DATASET EXTRACT
━━━━

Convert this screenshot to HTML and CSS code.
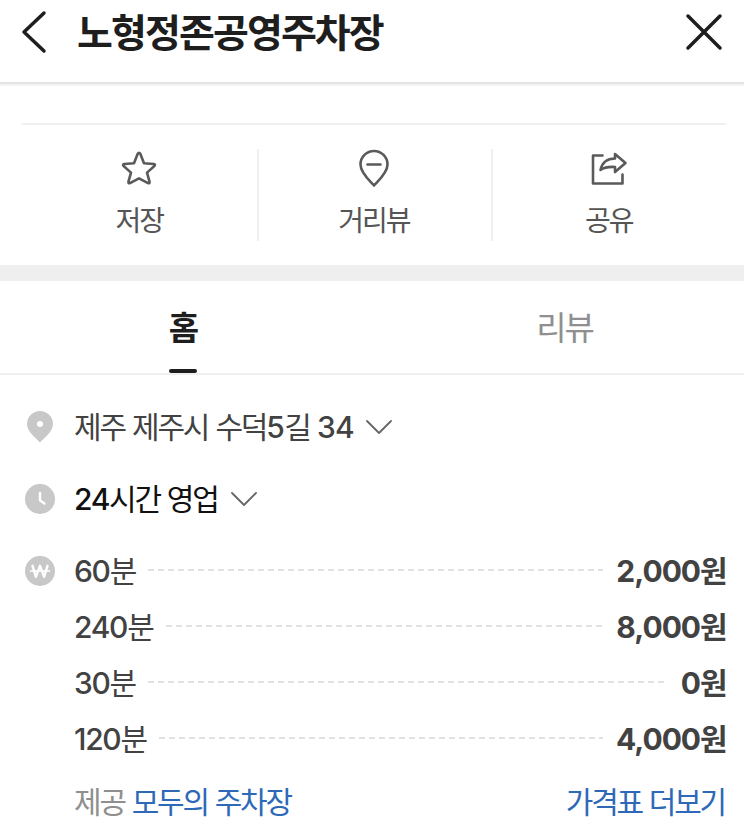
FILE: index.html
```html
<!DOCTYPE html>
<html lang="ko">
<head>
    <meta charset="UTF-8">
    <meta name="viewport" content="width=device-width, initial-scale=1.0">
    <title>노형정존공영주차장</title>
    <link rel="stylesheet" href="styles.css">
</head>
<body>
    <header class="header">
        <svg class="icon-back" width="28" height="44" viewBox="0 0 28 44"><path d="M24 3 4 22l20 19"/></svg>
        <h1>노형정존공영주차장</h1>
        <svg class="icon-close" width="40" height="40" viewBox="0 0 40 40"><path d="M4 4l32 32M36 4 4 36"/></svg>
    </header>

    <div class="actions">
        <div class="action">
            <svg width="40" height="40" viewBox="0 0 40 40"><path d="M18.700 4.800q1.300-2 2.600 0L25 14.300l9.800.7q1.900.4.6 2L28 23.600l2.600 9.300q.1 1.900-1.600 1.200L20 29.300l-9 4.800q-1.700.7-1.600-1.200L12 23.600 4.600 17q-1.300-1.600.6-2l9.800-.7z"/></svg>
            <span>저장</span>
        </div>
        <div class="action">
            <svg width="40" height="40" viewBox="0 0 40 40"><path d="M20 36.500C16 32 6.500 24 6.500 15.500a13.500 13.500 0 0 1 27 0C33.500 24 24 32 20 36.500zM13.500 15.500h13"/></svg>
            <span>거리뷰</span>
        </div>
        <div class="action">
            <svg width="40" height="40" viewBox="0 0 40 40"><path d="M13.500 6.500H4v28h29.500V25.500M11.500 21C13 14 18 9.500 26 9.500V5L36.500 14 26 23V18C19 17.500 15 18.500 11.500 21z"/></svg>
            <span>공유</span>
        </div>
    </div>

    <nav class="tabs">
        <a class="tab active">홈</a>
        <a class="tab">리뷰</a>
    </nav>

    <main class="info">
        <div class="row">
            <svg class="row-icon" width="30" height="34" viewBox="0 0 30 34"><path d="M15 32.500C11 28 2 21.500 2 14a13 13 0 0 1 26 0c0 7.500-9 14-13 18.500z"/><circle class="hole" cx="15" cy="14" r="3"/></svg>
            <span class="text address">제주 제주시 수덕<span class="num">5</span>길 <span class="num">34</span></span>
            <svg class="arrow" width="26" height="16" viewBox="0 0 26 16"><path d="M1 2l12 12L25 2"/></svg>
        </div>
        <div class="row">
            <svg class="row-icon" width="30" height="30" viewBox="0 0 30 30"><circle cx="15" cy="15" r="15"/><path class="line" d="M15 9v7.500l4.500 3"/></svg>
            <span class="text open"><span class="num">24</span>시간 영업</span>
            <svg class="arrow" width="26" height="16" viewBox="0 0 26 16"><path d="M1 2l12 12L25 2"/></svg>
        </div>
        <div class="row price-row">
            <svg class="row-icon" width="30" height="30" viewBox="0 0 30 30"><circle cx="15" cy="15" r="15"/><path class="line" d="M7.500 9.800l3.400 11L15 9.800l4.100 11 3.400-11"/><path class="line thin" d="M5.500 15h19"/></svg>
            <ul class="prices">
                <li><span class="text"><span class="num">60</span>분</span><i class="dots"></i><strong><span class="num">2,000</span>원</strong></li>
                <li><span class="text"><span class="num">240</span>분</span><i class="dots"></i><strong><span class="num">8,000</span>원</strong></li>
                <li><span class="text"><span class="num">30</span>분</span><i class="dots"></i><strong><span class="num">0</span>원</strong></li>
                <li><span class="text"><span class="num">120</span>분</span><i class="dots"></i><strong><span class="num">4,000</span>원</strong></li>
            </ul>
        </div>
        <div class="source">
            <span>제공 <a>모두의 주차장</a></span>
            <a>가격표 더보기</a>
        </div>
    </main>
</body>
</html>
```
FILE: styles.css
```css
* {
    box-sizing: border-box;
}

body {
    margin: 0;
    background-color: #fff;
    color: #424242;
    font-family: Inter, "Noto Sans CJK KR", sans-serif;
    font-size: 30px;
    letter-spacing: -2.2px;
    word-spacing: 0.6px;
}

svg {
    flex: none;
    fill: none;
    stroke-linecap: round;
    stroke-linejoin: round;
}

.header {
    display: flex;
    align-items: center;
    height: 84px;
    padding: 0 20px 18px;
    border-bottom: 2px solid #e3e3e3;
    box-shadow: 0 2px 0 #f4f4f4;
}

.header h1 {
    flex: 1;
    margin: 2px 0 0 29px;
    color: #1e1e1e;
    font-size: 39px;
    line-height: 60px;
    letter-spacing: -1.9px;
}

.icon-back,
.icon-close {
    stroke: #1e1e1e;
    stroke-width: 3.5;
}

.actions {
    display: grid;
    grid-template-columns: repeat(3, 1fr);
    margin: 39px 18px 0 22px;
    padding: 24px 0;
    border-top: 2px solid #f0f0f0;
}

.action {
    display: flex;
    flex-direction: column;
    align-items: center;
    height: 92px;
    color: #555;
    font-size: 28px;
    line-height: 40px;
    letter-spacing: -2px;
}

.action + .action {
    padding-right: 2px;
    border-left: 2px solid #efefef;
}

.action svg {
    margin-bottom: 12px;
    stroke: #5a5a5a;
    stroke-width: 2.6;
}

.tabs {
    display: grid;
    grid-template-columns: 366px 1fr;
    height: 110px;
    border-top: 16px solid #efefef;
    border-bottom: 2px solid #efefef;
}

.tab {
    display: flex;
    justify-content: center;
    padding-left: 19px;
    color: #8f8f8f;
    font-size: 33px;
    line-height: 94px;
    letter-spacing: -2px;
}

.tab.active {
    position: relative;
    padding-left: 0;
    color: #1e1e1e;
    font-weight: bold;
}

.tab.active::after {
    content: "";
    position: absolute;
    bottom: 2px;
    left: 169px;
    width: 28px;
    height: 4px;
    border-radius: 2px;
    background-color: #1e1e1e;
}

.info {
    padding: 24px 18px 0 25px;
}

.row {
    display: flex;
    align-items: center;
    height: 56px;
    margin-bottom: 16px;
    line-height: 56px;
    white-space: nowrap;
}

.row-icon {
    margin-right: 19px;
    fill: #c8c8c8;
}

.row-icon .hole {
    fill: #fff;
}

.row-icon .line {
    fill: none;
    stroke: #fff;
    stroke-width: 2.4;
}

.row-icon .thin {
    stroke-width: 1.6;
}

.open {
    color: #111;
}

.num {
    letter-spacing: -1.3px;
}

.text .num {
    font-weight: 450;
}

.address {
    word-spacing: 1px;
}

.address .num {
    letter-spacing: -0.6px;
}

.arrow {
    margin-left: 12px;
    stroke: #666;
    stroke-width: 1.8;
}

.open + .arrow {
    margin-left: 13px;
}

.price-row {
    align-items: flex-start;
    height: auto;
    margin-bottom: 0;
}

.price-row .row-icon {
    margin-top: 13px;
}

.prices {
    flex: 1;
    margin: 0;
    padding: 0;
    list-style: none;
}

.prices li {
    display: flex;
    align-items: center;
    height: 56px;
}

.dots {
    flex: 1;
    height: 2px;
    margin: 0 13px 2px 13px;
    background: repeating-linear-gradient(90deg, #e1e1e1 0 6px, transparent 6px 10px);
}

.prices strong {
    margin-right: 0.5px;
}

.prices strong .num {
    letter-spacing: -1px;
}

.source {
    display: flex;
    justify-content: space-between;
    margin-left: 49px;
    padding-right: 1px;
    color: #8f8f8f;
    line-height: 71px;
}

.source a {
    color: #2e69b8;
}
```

━━━━

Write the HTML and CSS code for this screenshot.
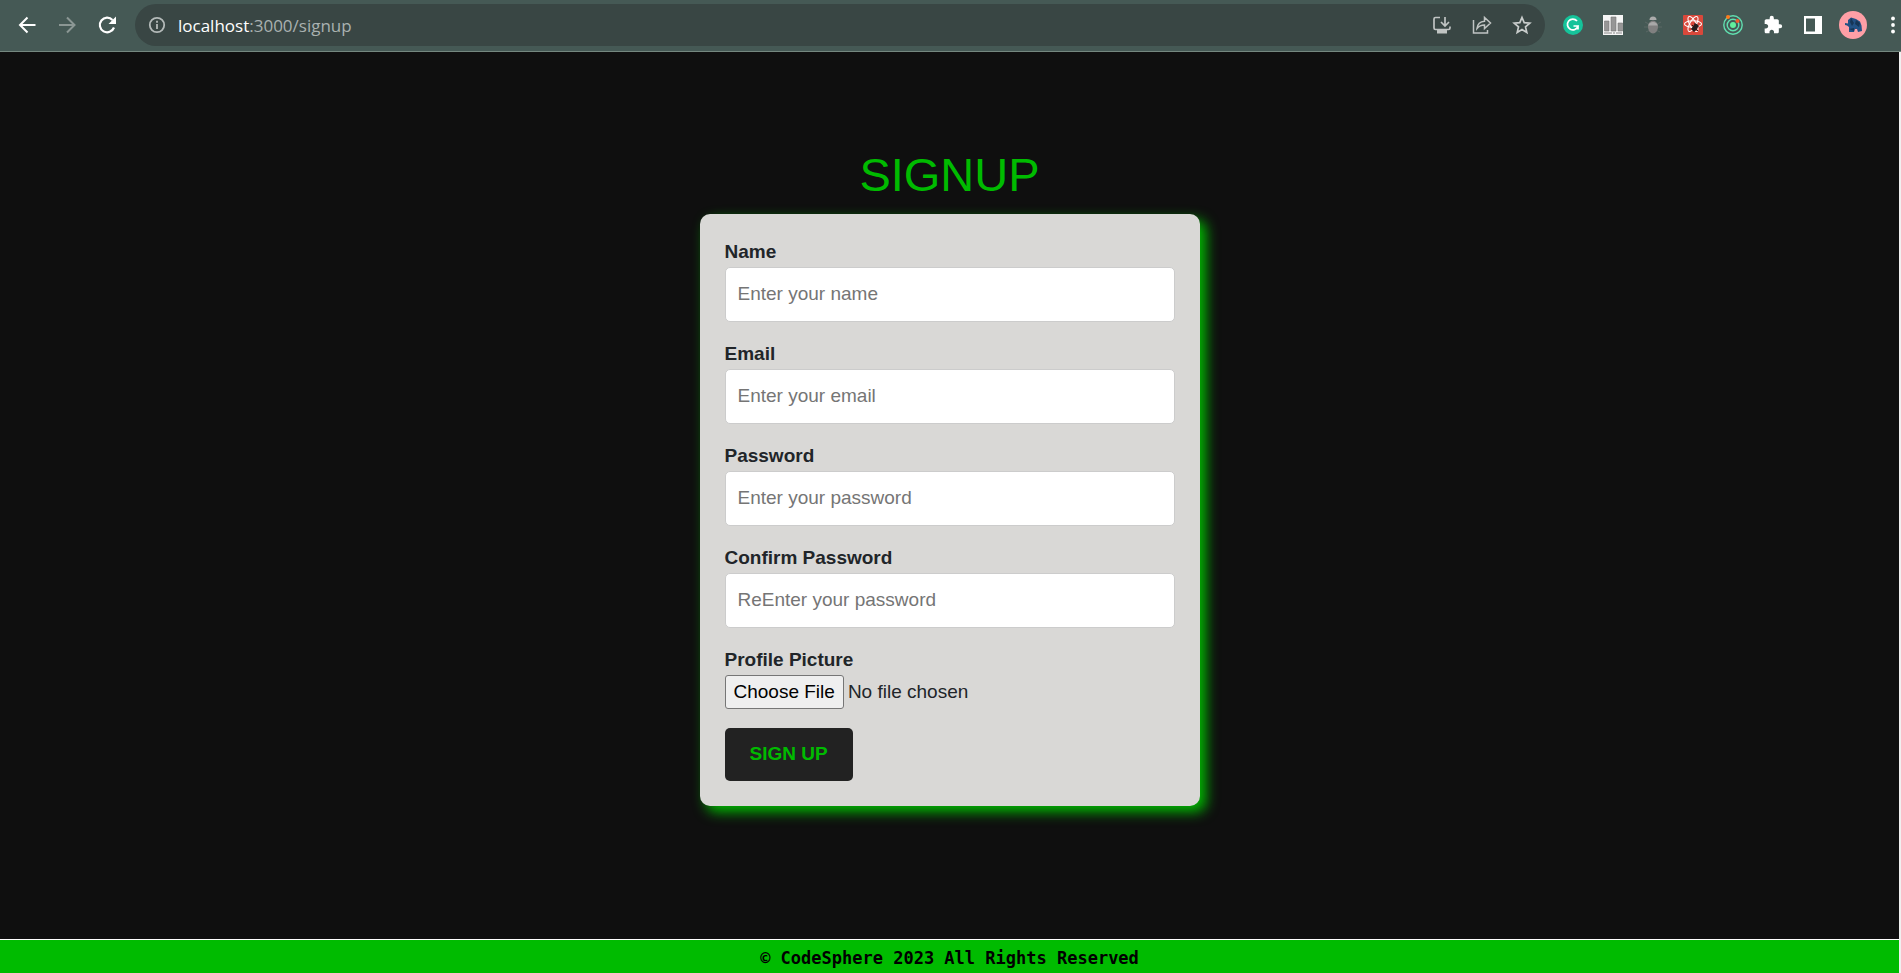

━━━━

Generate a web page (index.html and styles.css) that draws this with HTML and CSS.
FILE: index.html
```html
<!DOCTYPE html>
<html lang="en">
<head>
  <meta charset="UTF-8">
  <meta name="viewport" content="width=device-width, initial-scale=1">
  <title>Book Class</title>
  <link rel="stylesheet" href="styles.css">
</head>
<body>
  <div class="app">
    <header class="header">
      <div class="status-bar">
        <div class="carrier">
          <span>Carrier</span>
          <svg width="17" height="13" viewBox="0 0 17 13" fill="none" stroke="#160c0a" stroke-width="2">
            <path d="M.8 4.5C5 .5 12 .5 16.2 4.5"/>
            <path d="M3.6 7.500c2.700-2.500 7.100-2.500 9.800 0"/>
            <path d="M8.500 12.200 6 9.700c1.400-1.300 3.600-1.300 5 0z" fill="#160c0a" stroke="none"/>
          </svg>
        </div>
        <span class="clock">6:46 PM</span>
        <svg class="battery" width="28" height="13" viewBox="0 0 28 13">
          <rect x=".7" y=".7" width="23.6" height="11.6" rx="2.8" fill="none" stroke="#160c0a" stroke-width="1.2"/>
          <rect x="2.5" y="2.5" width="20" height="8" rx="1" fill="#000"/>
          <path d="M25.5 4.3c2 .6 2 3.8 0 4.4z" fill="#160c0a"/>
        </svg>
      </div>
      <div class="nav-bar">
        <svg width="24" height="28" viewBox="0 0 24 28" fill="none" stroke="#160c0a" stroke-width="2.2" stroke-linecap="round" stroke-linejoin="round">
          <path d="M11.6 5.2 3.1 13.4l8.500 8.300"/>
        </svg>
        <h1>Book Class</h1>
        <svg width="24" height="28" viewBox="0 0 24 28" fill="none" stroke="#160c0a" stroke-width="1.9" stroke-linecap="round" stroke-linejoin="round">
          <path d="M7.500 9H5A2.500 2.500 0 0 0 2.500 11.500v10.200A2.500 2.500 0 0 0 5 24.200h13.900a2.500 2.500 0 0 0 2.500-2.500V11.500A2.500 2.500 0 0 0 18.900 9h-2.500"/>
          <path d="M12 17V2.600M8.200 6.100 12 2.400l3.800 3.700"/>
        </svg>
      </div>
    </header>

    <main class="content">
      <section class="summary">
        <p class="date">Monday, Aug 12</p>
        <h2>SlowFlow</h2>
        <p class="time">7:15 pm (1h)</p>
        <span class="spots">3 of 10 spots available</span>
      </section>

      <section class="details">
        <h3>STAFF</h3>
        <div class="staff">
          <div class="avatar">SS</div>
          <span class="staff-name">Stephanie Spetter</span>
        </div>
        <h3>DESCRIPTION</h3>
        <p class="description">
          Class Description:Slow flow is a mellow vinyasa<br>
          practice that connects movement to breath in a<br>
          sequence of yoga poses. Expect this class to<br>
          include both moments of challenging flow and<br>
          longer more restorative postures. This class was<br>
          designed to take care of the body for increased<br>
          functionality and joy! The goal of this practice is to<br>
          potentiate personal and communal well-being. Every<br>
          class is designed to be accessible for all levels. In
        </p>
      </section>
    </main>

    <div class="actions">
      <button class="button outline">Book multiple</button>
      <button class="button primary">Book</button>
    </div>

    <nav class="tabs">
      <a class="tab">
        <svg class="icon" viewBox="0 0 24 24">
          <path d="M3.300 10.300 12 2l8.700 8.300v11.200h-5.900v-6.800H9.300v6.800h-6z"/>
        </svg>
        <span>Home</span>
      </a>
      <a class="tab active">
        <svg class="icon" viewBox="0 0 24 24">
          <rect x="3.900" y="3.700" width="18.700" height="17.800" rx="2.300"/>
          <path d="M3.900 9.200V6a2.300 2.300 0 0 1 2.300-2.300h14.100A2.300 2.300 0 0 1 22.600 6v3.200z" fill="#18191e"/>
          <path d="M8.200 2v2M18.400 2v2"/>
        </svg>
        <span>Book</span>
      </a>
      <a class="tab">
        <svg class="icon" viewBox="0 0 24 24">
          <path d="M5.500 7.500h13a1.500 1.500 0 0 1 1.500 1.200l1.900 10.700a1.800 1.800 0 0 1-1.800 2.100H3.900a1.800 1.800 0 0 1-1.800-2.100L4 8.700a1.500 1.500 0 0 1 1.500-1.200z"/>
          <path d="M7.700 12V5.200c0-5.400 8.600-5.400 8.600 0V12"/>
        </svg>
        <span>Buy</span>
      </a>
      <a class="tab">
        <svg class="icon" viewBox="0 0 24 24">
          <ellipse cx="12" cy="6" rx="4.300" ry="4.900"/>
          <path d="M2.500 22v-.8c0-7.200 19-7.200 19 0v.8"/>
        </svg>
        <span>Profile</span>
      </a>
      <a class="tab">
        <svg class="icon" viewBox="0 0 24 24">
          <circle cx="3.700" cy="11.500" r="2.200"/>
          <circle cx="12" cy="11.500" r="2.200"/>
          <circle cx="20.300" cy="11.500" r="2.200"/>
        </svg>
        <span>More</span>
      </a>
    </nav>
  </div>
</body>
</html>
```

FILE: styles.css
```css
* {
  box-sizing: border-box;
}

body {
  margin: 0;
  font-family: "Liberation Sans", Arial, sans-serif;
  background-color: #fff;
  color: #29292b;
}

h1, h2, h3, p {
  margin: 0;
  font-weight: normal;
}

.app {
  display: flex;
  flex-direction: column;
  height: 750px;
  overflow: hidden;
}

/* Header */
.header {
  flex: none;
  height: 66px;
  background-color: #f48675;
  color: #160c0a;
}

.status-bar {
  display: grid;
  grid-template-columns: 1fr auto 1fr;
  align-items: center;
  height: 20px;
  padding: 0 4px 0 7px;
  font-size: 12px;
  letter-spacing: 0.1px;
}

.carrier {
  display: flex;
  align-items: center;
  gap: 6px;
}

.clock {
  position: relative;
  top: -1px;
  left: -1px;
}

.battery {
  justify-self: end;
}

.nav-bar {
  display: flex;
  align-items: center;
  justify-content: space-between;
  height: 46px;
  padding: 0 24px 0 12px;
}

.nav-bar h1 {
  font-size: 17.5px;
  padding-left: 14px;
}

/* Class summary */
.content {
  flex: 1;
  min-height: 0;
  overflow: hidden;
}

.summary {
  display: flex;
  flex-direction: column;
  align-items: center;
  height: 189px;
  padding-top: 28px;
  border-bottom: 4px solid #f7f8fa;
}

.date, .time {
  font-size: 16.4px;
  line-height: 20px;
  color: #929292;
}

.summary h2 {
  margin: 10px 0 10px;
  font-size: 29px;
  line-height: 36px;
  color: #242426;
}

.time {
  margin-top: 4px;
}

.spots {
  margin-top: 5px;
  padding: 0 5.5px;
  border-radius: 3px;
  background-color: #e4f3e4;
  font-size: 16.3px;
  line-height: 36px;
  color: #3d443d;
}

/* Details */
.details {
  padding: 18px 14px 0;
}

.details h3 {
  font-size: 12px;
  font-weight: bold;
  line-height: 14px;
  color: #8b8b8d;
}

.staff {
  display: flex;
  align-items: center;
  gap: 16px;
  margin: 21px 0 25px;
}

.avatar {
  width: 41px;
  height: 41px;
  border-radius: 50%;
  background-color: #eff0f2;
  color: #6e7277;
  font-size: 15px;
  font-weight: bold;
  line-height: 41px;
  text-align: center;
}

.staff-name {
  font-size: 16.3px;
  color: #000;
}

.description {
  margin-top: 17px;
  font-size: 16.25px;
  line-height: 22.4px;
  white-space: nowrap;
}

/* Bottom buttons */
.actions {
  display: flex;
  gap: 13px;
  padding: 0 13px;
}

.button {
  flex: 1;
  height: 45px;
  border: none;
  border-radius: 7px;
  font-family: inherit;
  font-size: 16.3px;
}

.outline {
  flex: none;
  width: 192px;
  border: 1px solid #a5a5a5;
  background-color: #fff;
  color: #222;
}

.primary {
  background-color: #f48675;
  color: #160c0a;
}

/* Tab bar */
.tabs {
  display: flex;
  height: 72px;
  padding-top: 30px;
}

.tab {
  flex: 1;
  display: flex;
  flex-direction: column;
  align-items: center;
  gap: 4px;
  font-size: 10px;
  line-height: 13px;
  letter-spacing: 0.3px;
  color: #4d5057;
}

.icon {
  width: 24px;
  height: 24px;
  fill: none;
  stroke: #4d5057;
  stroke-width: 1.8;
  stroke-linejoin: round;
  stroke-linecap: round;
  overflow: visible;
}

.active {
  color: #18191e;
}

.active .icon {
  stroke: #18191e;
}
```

━━━━

Copy every line of the listing where the word "screenshot" appears.

SOLVED PROBLEM
Convert this screenshot to HTML and CSS code.
Write the HTML and CSS code for this screenshot.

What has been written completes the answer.